If you stay strong, in most cases, you will only need to endure 2-3 noisy nights before your pup realizes that no amount of screaming, pleading, or yelping is going to get you to release them, and they will eventually go to sleep.
When you find yourself feeling mean for letting them cry themselves to sleep, remember these important points:
- FOR EVERY
- 1 time you go to your pup to reassure them when they are crying in their crate,
- add 2 hours to their noisy period,
- and 3 more noisy nights.
- If you “rescue” your pup from their crate, they will see it as something they need rescuing from.
- Once your pup learns that their crate is for chilling out and sleeping, you will know that you have a safe place you can leave them when you go out, knowing that your furniture, carpet, power cords etc are safe from sharp teeth, and your precious pup is safe from injuring, electrocuting or trapping itself in your house.
- Pups will avoid toileting in their bed, so the sooner they associate their crate with being their bed, toilet training gets a whole lot easier.
11. Respect The Safe Space
Once you have successfully introduced your pup to the idea of their crate being their safe space, make sure that the family respects that space. This is particularly important for children.
Adults should be able to retrieve the dog from its crate when needed, but if your pup takes itself off to its crate, kids need to know that they must respect the pup’s quiet time.

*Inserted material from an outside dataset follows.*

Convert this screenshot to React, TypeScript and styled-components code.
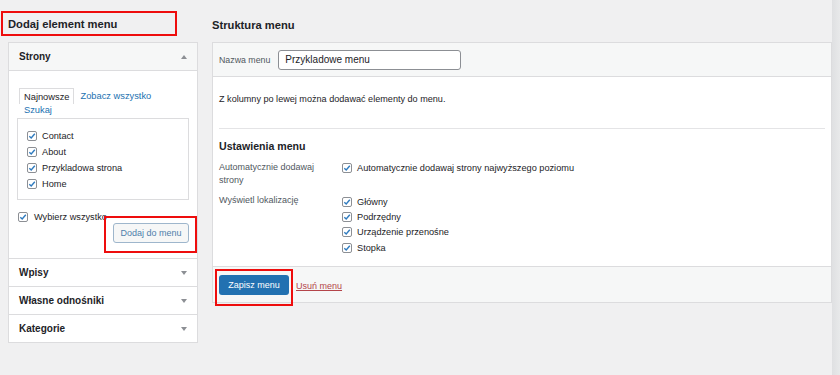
import React from 'react'
import styled, { createGlobalStyle } from 'styled-components'

const GlobalStyle = createGlobalStyle`
  html, body {
    margin: 0;
    padding: 0;
    background: #f0f0f1;
    font-family: "Liberation Sans", Arial, sans-serif;
    color: #1d2327;
  }
  * { box-sizing: border-box; }
`

const Root = styled.div`
  display: flex;
  width: 840px;
  height: 375px;
  overflow: hidden;
`
const Page = styled.div`
  flex: 1;
  display: grid;
  grid-template-columns: 190px 620px;
  column-gap: 14px;
  align-items: start;
  padding: 11px 0 0 8px;
`
const ScrollStrip = styled.div`
  width: 8px;
  background: linear-gradient(90deg, #dfe0e2, #e8e9ea);
`
const Column = styled.div`
  display: flex;
  flex-direction: column;
`
const Marked = styled.div`
  border: 2px solid #ee0d0d;
  position: relative;
  z-index: 1;
`
const LeftTitle = styled(Marked)`
  margin-left: -7px;
  width: 176px;
  height: 25px;
  padding-left: 5px;
  display: flex;
  align-items: center;
  font-size: 11.2px;
  font-weight: 700;
  margin-bottom: 6px;
`
const RightTitle = styled.h2`
  margin: 0 0 6px;
  height: 25px;
  padding-top: 8px;
  font-size: 11.2px;
  font-weight: 700;
`
const Accordion = styled.div`
  background: #fff;
  border: 1px solid #dcdcde;
`
const SectionHead = styled.div<{ $open?: boolean }>`
  height: 28px;
  display: flex;
  align-items: center;
  justify-content: space-between;
  padding: 0 10px 0 10px;
  font-size: 10px;
  font-weight: 700;
  background: ${p => (p.$open ? '#f6f7f7' : '#fff')};
  border-bottom: ${p => (p.$open ? '1px solid #dcdcde' : 'none')};
`
const Closed = styled(SectionHead)`
  border-top: 1px solid #dcdcde;
`
const Arrow = styled.span<{ $up?: boolean }>`
  width: 0;
  height: 0;
  border-left: 3px solid transparent;
  border-right: 3px solid transparent;
  ${p => (p.$up ? 'border-bottom: 4px solid #8c8f94;' : 'border-top: 4px solid #8c8f94;')}
`
const SectionBody = styled.div`
  padding: 17px 8px 3px 8px;
  display: flex;
  flex-direction: column;
`
const TabRow = styled.div`
  display: flex;
  align-items: flex-start;
  margin-left: 2px;
  font-size: 9.3px;
`
const ActiveTab = styled.span`
  border: 1px solid #dcdcde;
  border-bottom: none;
  padding: 3px 4px 4px;
  height: 16px;
  color: #1d2327;
`
const TabLink = styled.span`
  color: #2271b1;
  padding: 3px 5px 0 6px;
`
const TabLinkWrapped = styled(TabLink)`
  display: block;
  padding: 0 0 0 5px;
  margin-left: 2px;
  line-height: 12px;
  font-size: 9.3px;
`
const ListBox = styled.div`
  margin-top: 2px;
  border: 1px solid #dcdcde;
  padding: 9px 0 7px 9px;
`
const CheckRow = styled.label<{ $h?: number }>`
  display: flex;
  align-items: center;
  gap: 5px;
  height: ${p => p.$h ?? 16}px;
  font-size: 9.2px;
  color: #1d2327;
`
const SelectAll = styled(CheckRow)`
  margin-top: 9px;
  padding-left: 1px;
  gap: 6px;
  white-space: nowrap;
`
const AddFrame = styled(Marked)`
  align-self: flex-end;
  margin: -9px -8px 2px 0;
  padding: 5px 6px 8px 7px;
`
const GhostButton = styled.button`
  display: block;
  width: 76px;
  height: 20px;
  border: 1px solid #9eb6cc;
  border-radius: 3px;
  background: #f6f7f7;
  color: #4f80ab;
  font-family: inherit;
  font-size: 9px;
  padding: 0;
`
const Box = styled.span`
  width: 10px;
  height: 10px;
  flex: none;
  border: 1px solid #8c8f94;
  border-radius: 2px;
  background: #fff;
  display: inline-flex;
  align-items: center;
  justify-content: center;
`
const Panel = styled.div`
  border: 1px solid #dcdcde;
  background: #fff;
`
const PanelHead = styled.div`
  height: 34px;
  background: #f6f7f7;
  border-bottom: 1px solid #dcdcde;
  display: flex;
  align-items: center;
  gap: 8px;
  padding-left: 6px;
  font-size: 8.8px;
  color: #50575e;
`
const NameInput = styled.div`
  width: 183px;
  height: 20px;
  border: 1px solid #8c8f94;
  border-radius: 3px;
  background: #fff;
  display: flex;
  align-items: center;
  padding-left: 6px;
  font-size: 10px;
  color: #1d2327;
`
const PanelBody = styled.div`
  padding: 15px 6px 10px;
`
const Hint = styled.p`
  margin: 0 0 22px;
  line-height: 14px;
  font-size: 9.1px;
`
const Settings = styled.div`
  border-top: 1px solid #e4e4e6;
  padding-top: 9px;
`
const SettingsTitle = styled.h3`
  margin: 0 0 7px;
  font-size: 10.6px;
  line-height: 16px;
  font-weight: 700;
`
const SettingRow = styled.div`
  display: grid;
  grid-template-columns: 123px 1fr;
  & + & { margin-top: 7px; }
`
const SettingLabel = styled.div`
  width: 118px;
  font-size: 9px;
  line-height: 13px;
  color: #50575e;
`
const Options = styled.div`
  display: flex;
  flex-direction: column;
`
const PanelFoot = styled.div`
  height: 36px;
  background: #f6f7f7;
  border-top: 1px solid #dcdcde;
  display: flex;
  align-items: flex-start;
  padding: 2px 0 0 2px;
`
const SaveFrame = styled(Marked)`
  padding: 4px 2px 9px;
`
const PrimaryButton = styled.button`
  display: block;
  width: 70px;
  height: 20px;
  border: none;
  border-radius: 3px;
  background: #2271b1;
  color: #fff;
  font-family: inherit;
  font-size: 9px;
  padding: 0;
`
const DeleteLink = styled.span`
  margin: 12px 0 0 3px;
  font-size: 9px;
  color: #b4454a;
  text-decoration: underline;
`

const Check = () => (
  <Box>
    <svg width="8" height="8" viewBox="0 0 8 8">
      <polyline points="1.3,4.2 3.2,6 6.8,1.8" fill="none" stroke="#2f7bbf" strokeWidth="1.4" />
    </svg>
  </Box>
)

const pages = ['Contact', 'About', 'Przykladowa strona', 'Home']
const closedSections = ['Wpisy', 'Własne odnośniki', 'Kategorie']
const locations = ['Główny', 'Podrzędny', 'Urządzenie przenośne', 'Stopka']

export default function App() {
  return (
    <Root>
      <GlobalStyle />
      <Page>
        <Column>
          <LeftTitle>Dodaj element menu</LeftTitle>
          <Accordion>
            <SectionHead $open>
              Strony
              <Arrow $up />
            </SectionHead>
            <SectionBody>
              <TabRow>
                <ActiveTab>Najnowsze</ActiveTab>
                <TabLink>Zobacz wszystko</TabLink>
              </TabRow>
              <TabLinkWrapped>Szukaj</TabLinkWrapped>
              <ListBox>
                {pages.map(p => (
                  <CheckRow key={p}>
                    <Check />
                    {p}
                  </CheckRow>
                ))}
              </ListBox>
              <SelectAll>
                <Check />
                Wybierz wszystko
              </SelectAll>
              <AddFrame>
                <GhostButton>Dodaj do menu</GhostButton>
              </AddFrame>
            </SectionBody>
            {closedSections.map(s => (
              <Closed key={s}>
                {s}
                <Arrow />
              </Closed>
            ))}
          </Accordion>
        </Column>
        <Column>
          <RightTitle>Struktura menu</RightTitle>
          <Panel>
            <PanelHead>
              Nazwa menu
              <NameInput>Przykladowe menu</NameInput>
            </PanelHead>
            <PanelBody>
              <Hint>Z kolumny po lewej można dodawać elementy do menu.</Hint>
              <Settings>
                <SettingsTitle>Ustawienia menu</SettingsTitle>
                <SettingRow>
                  <SettingLabel>Automatycznie dodawaj strony</SettingLabel>
                  <Options>
                    <CheckRow $h={13}>
                      <Check />
                      Automatycznie dodawaj strony najwyższego poziomu
                    </CheckRow>
                  </Options>
                </SettingRow>
                <SettingRow>
                  <SettingLabel>Wyświetl lokalizację</SettingLabel>
                  <Options>
                    {locations.map(l => (
                      <CheckRow key={l} $h={15.4}>
                        <Check />
                        {l}
                      </CheckRow>
                    ))}
                  </Options>
                </SettingRow>
              </Settings>
            </PanelBody>
            <PanelFoot>
              <SaveFrame>
                <PrimaryButton>Zapisz menu</PrimaryButton>
              </SaveFrame>
              <DeleteLink>Usuń menu</DeleteLink>
            </PanelFoot>
          </Panel>
        </Column>
      </Page>
      <ScrollStrip />
    </Root>
  )
}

There we have it, 11 hot tips, tried and tested, to help your dog come to love their crate and have a safe, quiet space to sleep in.
Crates really are a great way to help dogs feel secure when we are out, as they do not need to worry about being alone in a big house or patrolling and protecting every room. They also help us feel happy about going out, or even just going for a shower, knowing our pup is safe and sound and not destroying the house.
If you follow the advice above, you will be on your way to peaceful nights, stress-free outings, and a calm dog to come home to.
When it comes to the first noisy nights of crate training, remember this:
If you’re feeling mean, you’re doing it right, and your pup will thank you in the end.